The NFBA announced at its last meeting as a "high point" it had $11,200 in revenue for the month of June. At the meeting before the NFBA announced its May its revenue was $11,000.

It costs approximately $300,000 a month to keep the NFBA afloat.

The NFBA has $238,000 left of the $30,000,000 grant and claims to have about 60 customers.

The NFBA General Manager is calling this a success. Their real partner, the deep pocketed NTIA, the federal agency that oversees the grant, also deems this a success.

The NFBA is scrambling to get an infusion of money from the federal government and is applying for a RUS Loan.
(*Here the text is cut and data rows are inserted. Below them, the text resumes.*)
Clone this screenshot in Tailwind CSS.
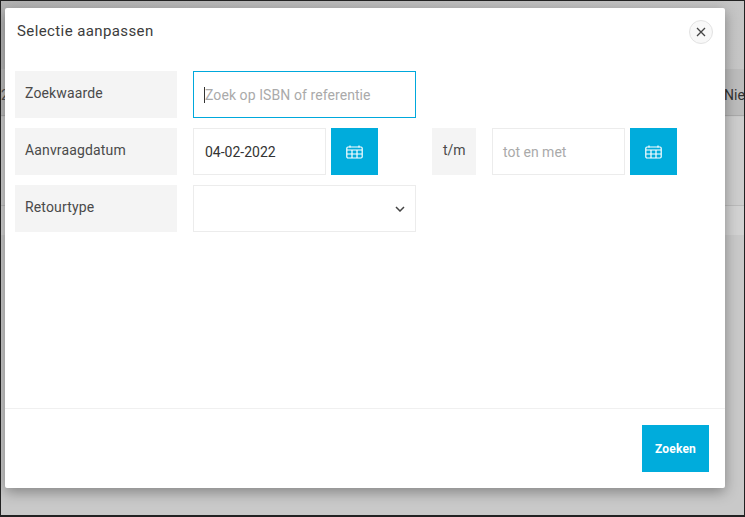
<!DOCTYPE html>
<html lang="nl">
<head>
<meta charset="utf-8">
<script src="https://cdn.jsdelivr.net/npm/@tailwindcss/browser@4"></script>
</head>
<body class="m-0 overflow-hidden">
<div class="relative w-[745px] h-[517px] overflow-hidden bg-[#c9c9c9] border-t border-l border-b-2 border-r border-[#222] font-['Roboto',sans-serif]">
  <div class="absolute inset-x-0 top-0 h-[68px] bg-gradient-to-r from-[#b4b4b4] to-[#c6c6c6]"></div>
  <div class="absolute inset-x-0 top-[68px] h-[47px] bg-[#bcbcbc] border-b border-[#aaa] overflow-hidden">
    <span class="absolute left-[723px] top-[16px] text-[14px] leading-[20px] text-[#333] whitespace-nowrap">Nie</span>
    <span class="absolute left-0 top-[16px] text-[14px] leading-[20px] text-[#555]">2</span>
  </div>
  <div class="absolute inset-x-0 top-[204px] h-[30px] bg-[#d2d2d2] border-t border-[#bbb]"></div>
  <div class="absolute inset-x-0 top-[116px] h-[88px] bg-[#cdcdcd]"></div>

  <div class="absolute left-[4px] top-[7px] w-[720px] h-[480px] bg-white rounded-[2px] shadow-[0_4px_14px_rgba(0,0,0,0.35)] flex flex-col">
    <div class="flex items-start justify-between pl-[12px] pr-[12px] pt-[13px] h-[63px]">
      <h1 class="text-[15px] leading-[20px] tracking-[0.4px] font-normal text-[#3c3c3c]">Selectie aanpassen</h1>
      <button class="mt-[-1px] w-[24px] h-[24px] rounded-full border border-[#e2e2e2] bg-[#f8f8f8] flex items-center justify-center">
        <svg width="10" height="10" viewBox="0 0 10 10" fill="none" stroke="#444" stroke-width="1.3"><path d="M1 1l8 8M9 1l-8 8"/></svg>
      </button>
    </div>
    <div class="flex-1 pl-[10px] flex flex-col gap-[10px]">
      <div class="flex h-[47px] gap-[16px]">
        <div class="w-[162px] bg-[#f4f4f4] pl-[10px] pt-[13px] text-[14px] leading-[18px] text-[#4a4a4a] tracking-[0.15px]">Zoekwaarde</div>
        <div class="w-[223px] border border-[#00a8dc] pl-[10px] pt-[1px] flex items-center text-[14px] tracking-[0.08px] text-[#aaa]"><span class="w-px h-[16px] bg-[#333]"></span>Zoek op ISBN of referentie</div>
      </div>
      <div class="flex h-[47px]">
        <div class="w-[162px] bg-[#f4f4f4] pl-[10px] pt-[13px] text-[14px] leading-[18px] text-[#4a4a4a] tracking-[0.15px]">Aanvraagdatum</div>
        <div class="ml-[16px] w-[133px] border border-[#ececec] pl-[11px] pt-[1px] flex items-center text-[14px] text-[#333]">04-02-2022</div>
        <button class="ml-[5px] w-[47px] bg-[#00acdc] flex items-center justify-center">
          <svg width="17" height="14" viewBox="0 0 17 14" fill="none" stroke="#fff" stroke-width="1.2"><rect x="0.8" y="2" width="15.4" height="11" rx="1.2"/><path d="M0.8 5h15.4M0.8 9h15.4M6 5v8M11 5v8M4 0.5v2M13 0.5v2"/></svg>
        </button>
        <div class="ml-[54px] w-[44px] bg-[#f4f4f4] pl-[11px] pt-[13px] text-[14px] leading-[18px] text-[#4a4a4a]">t/m</div>
        <div class="ml-[16px] w-[133px] border border-[#ececec] pl-[10px] pt-[1px] flex items-center text-[14px] text-[#aaa]">tot en met</div>
        <button class="ml-[5px] w-[47px] bg-[#00acdc] flex items-center justify-center">
          <svg width="17" height="14" viewBox="0 0 17 14" fill="none" stroke="#fff" stroke-width="1.2"><rect x="0.8" y="2" width="15.4" height="11" rx="1.2"/><path d="M0.8 5h15.4M0.8 9h15.4M6 5v8M11 5v8M4 0.5v2M13 0.5v2"/></svg>
        </button>
      </div>
      <div class="flex h-[47px] gap-[16px]">
        <div class="w-[162px] bg-[#f4f4f4] pl-[10px] pt-[13px] text-[14px] leading-[18px] text-[#4a4a4a] tracking-[0.15px]">Retourtype</div>
        <div class="w-[223px] border border-[#ececec] flex items-center justify-end pr-[10px]">
          <svg width="10" height="6" viewBox="0 0 10 6" fill="none" stroke="#444" stroke-width="1.5"><path d="M1 1l4 4 4-4"/></svg>
        </div>
      </div>
    </div>
    <div class="h-[80px] border-t border-[#f0f0f0] flex justify-end items-start pt-[16px] pr-[16px]">
      <button class="w-[67px] h-[47px] bg-[#00acdc] text-white text-[12px] font-bold tracking-[0.2px]">Zoeken</button>
    </div>
  </div>
</div>
</body>
</html>
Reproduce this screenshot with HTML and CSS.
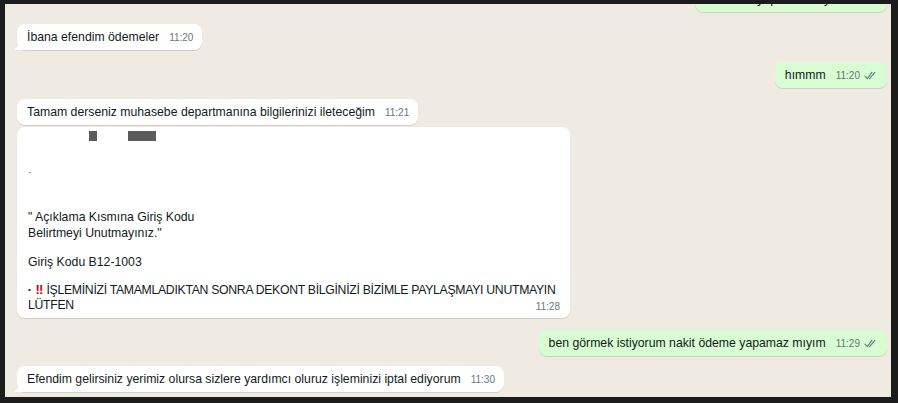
FILE: index.html
```html
<!DOCTYPE html>
<html lang="tr">
  <head>
    <meta charset="UTF-8" />
    <meta name="viewport" content="width=device-width, initial-scale=1.0" />
    <title>Sohbet</title>
    <link rel="stylesheet" href="styles.css">
  </head>

  <body>
    <div class="chat">
      <div class="msg out cut">
        <span class="text">yapamaz mıyım</span>
        <span class="time">11:20</span>
      </div>

      <div class="msg in tail first">
        <span class="text">İbana efendim ödemeler</span>
        <span class="time">11:20</span>
      </div>

      <div class="msg out hmm">
        <span class="text">hımmm</span>
        <span class="time">11:20</span>
        <svg class="ticks" width="14" height="9" viewBox="0 0 14 9">
          <path d="M1 5.2 L3.4 7.6 L7.8 1.4" />
          <path d="M5.6 7.6 L10.8 1.4" />
        </svg>
      </div>

      <div class="msg in tamam">
        <span class="text">Tamam derseniz muhasebe departmanına bilgilerinizi ileteceğim</span>
        <span class="time">11:21</span>
      </div>

      <div class="msg in big">
        <div class="hidden-row">
          <span class="blur small"></span>
          <span class="blur wide"></span>
        </div>
        <div class="dash"></div>
        <p class="line">" Açıklama Kısmına Giriş Kodu<br>Belirtmeyi Unutmayınız."</p>
        <p class="line">Giriş Kodu B12-1003</p>
        <p class="line warn"><span class="dot">•</span><span class="bang">‼</span> İŞLEMİNİZİ TAMAMLADIKTAN SONRA DEKONT BİLGİNİZİ BİZİMLE PAYLAŞMAYI UNUTMAYIN<br>LÜTFEN</p>
        <span class="time big-time">11:28</span>
      </div>

      <div class="msg out ben">
        <span class="text">ben görmek istiyorum nakit ödeme yapamaz mıyım</span>
        <span class="time">11:29</span>
        <svg class="ticks" width="14" height="9" viewBox="0 0 14 9">
          <path d="M1 5.2 L3.4 7.6 L7.8 1.4" />
          <path d="M5.6 7.6 L10.8 1.4" />
        </svg>
      </div>

      <div class="msg in tail last">
        <span class="text">Efendim gelirsiniz yerimiz olursa sizlere yardımcı oluruz işleminizi iptal ediyorum</span>
        <span class="time">11:30</span>
      </div>
    </div>
  </body>
</html>
```

FILE: styles.css
```css
body {
  margin: 0;
  background-color: #1c1c1c;
  font-family: "Liberation Sans", Arial, sans-serif;
}

.chat {
  margin: 4px 7px 6px 5px;
  height: 393px;
  background-color: #efeae2;
  overflow: hidden;
  display: flex;
  flex-direction: column;
  align-items: flex-start;
  padding: 0 4px 0 12px;
  box-sizing: border-box;
}

.msg {
  position: relative;
  display: flex;
  align-items: flex-end;
  border-radius: 8px;
  padding: 6px 9px 6px 10px;
  font-size: 12.25px;
  line-height: 14px;
  color: #111b21;
  white-space: nowrap;
  box-shadow: 0 1px 0.5px rgba(11, 20, 26, 0.13);
}

.in {
  background-color: #ffffff;
}

.out {
  background-color: #d9fdd3;
  align-self: flex-end;
}

.time {
  font-size: 10px;
  line-height: 12px;
  color: #667781;
  margin-left: 10px;
}

.ticks {
  margin-left: 4px;
  margin-bottom: 2px;
  fill: none;
  stroke: #667781;
  stroke-width: 1.1;
  stroke-linecap: round;
}

.tail::before {
  content: "";
  position: absolute;
  left: -3px;
  bottom: 0;
  width: 10px;
  height: 10px;
  background-color: #ffffff;
  clip-path: polygon(0 100%, 100% 0, 100% 100%);
}

.cut {
  margin-top: -18px;
  width: 192px;
  box-sizing: border-box;
  justify-content: flex-end;
}

.first {
  margin-top: 12px;
}

.hmm {
  margin-top: 12px;
}

.tamam {
  margin-top: 11px;
}

.big {
  margin-top: 2px;
  width: 553px;
  height: 191px;
  box-sizing: border-box;
  flex-direction: column;
  align-items: stretch;
  padding: 4px 10px 5px 11px;
}

.hidden-row {
  display: flex;
  height: 10px;
}

.blur {
  display: block;
  height: 10px;
  background-color: #5b5b5b;
  filter: blur(0.4px);
}

.small {
  width: 8px;
  margin-left: 61px;
}

.wide {
  width: 28px;
  margin-left: 31px;
}

.dash {
  width: 2px;
  height: 1px;
  background-color: #9a9a9a;
  margin: 31px 0 0 1px;
}

.line {
  margin: 0;
  line-height: 15.5px;
}

.line:nth-of-type(1) {
  margin-top: 37px;
}

.line:nth-of-type(2) {
  margin-top: 14px;
}

.line:nth-of-type(3) {
  margin-top: 11px;
}

.warn {
  letter-spacing: -0.3px;
}

.dot {
  font-size: 8px;
  margin-right: 5px;
  vertical-align: 2px;
}

.bang {
  color: #d0021b;
  font-weight: bold;
  font-size: 13px;
  letter-spacing: 0;
}

.big-time {
  align-self: flex-end;
  margin-top: -13px;
}

.ben {
  margin-top: 12px;
}

.last {
  margin-top: 10px;
}
```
Both the General Manager and the  Board Chairman, Kirk Reams of Jefferson County have not advised the Board nor the public of the amount of this loan request.


The North Florida Broadband Authority has claimed that everything they do is under the direction of its partner, the NTIA.

The main players at the NTIA responsible for this mess are Larry Strickland, Tony Wilhelm, Doug Kinkoph and Chris Holt.

Florida has had almost $100,000,000 of federal funds and pledged municipal assets invested in rural broadband. $34,000,000 came from RUS in a loan to Mainstreet Broadband. Mainstreet went bankrupt with 6,000 customers in Florida. While it is not clear how much influence the NTIA had in the Mainstreet debacle, they knew about it.

By the time the NTIA approved the official Mainstreet/NFBA partnership, it was too late. The federal government's over sight virtually assured the destruction of Mainstreet Broadband.

Recently, the NTIA has overseen the FRBA implosion. That Obama Stimulus Grant was won by the same team that won the NFBA grant. The $24,000,000 FRBA grant has been a fiasco and has ended up in a $25,000,000 law suit against FRBA. The main federal actors overseeing that grant: Kinkoph and Holt.

The NFBA, which is now run like a secret organization, is running on fumes and is the partner of the NTIA.

The A Advantage Electric affair should be a wakeup call to somebody in Washington.

There is something wrong when a small local businessman gets raked over the coals by the federal government and its local municipal agents and can't get paid for an honest day's work without going to court.